Host weighs up the benefits of systems switch gfgfgfgfgfgfgfg
Will the host of the UKs
first Lo-Till event be inspired
to drop the plough and enjoy
the benefits of minimal
cultivations? Edward Long
visits Banbury to find out
THE imminent retirement of a member of the farm staff, an ageing drill that will soon have to be replaced, and the need to cut overhead costs has triggered an Oxon farmers thoughts of switching to the Lo-Till approach for establishing cereals and pulses.
"It is an option, but I know very little about the equipment needed or how it could cope with my land," says Mike Stevens, who with manager Robert Webb runs the 465ha (1150 acre) Manor Farm at Twyford near Banbury for JB Stevens & Son.
"That is why I am delighted to be hosting the Lo-Till event.

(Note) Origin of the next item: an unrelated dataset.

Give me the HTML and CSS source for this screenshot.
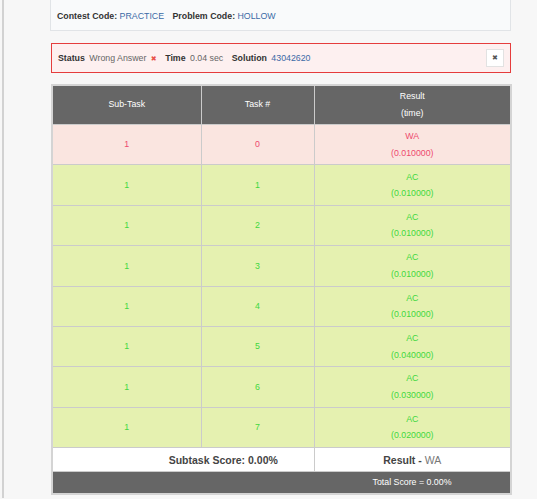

If we are to spend £50,000 changing our system it is vital to make the right choice. A mistake could be a costly embarrassment and the event will provide a golden opportunity to see what kit is available and how it works on this farm."
Manor Farm comprises a mix of soils, 160ha (400 acres) of free-draining easy working ironstone, 80ha (200 acres) each of medium loam and alluvial silt, with the rest described as "liquorice allsorts".
Arable crops account for 344ha (850 acres). Half the wheat is Consort and Raleigh grown on seed contracts, the rest is Malacca, Rialto and Hereward drilled for value-added markets. The winter barley is all feed, while Clipper beans plus Samson and Eiffel peas are for seed.
The whole farm is ploughed every year with a five-furrow Kverneland behind a 135hp tractor to provide a clean start for the seed crops and keep grassweeds out of the rotation.
The ironstone is normally power harrowed once, with further passes sometimes needed on more difficult ground. Every fourth year a sub-tiller operating at 45cm (18 in) is used pre-drilling after a breakcrop to smash any developing plough pan.
"We can plough 25-30 acres in a good day on the best land, but elsewhere struggle to do 20 acres. Establishing cereals is a 2-man job at the moment, using a Concept air-assisted drill that can do around 50 acres a day.
"As it is a one-man operation the Lo-Till approach, if we can afford it, has some attraction. But not only would we have to invest in the right machine, we would also need a bigger tractor. I am concerned that this would involve putting too many eggs in the same basket, and have a horrible feeling that our chemical costs would rise."
A power harrow/combination drill can work at almost anytime, even in the rain, and there is no risk of rain spoiling the tilth of worked down land ahead of the drill, Mr Stevens says. A big Lo-Till machine would have to stay in the yard when soil conditions were poor to prevent the structure being ruined.
"It is crystal clear that a lot of patience would be required to keep off the land when it was not just right. That could be a real challenge in a wet autumn. We can use our existing drill at almost anytime on our easy working ironstone land, and after a frost the alluvial silt works down into an onion seed-bed."
The main concern is that by cutting out ploughing grassweeds could suddenly flare-up to wreck the farms seed production status. Regular ploughing has kept the farm clean and free from wild oats and almost blackgrass free.
If the decision to go ahead with the introduction of the Lo-Till approach at Manor Farm is made none of the existing cultivation kit will be dumped – it will be retained in working order to provide the flexibility to cope with a 1998-type autumn.
"With a man due to retire soon, the drill rapidly coming to the end of its days, and the need to cut costs Lo-Till does seem to have some useful advantages. But it is important to weigh these up against the potential disadvantages of reduced flexibility, an increased risk of soil compaction, and concerns that grass weeds could flourish," Mr Webb says. *
Farm size 465ha (1150 acres).
Arable 344ha (800 acres).
Cropping Wheat, winter barley, osr, winter beans, peas and maize.
Soils Ironstone, medium loam, alluvial silt plus others.
Cultivation/drilling kit 4m power harrow, 3.5m power harrow, 5-furrow Keverneland plough and 4m Concept air-assisted drill.
Lo-till needs to fit in with seed production goals at Manor Farm, Twyford, say event hosts Mike Stevens and Robert Webb.
STEVENS/WEBB: 10 POINTS TO CONSIDER WITH LO-TILL
• Lower labour requirement.
• Eased autumn workload bottleneck.
• Moisture saving in a dry time.
• Output gain in a wet year.
• Extra investment tied up in big cultivation equipment.
• Bigger tractor needed.
• Increased risk of compaction in a wet year.
• Loss of flexibility in a wet season.
• Increased grass weed threat.
• Two-year shake-down period needed before judging the new system.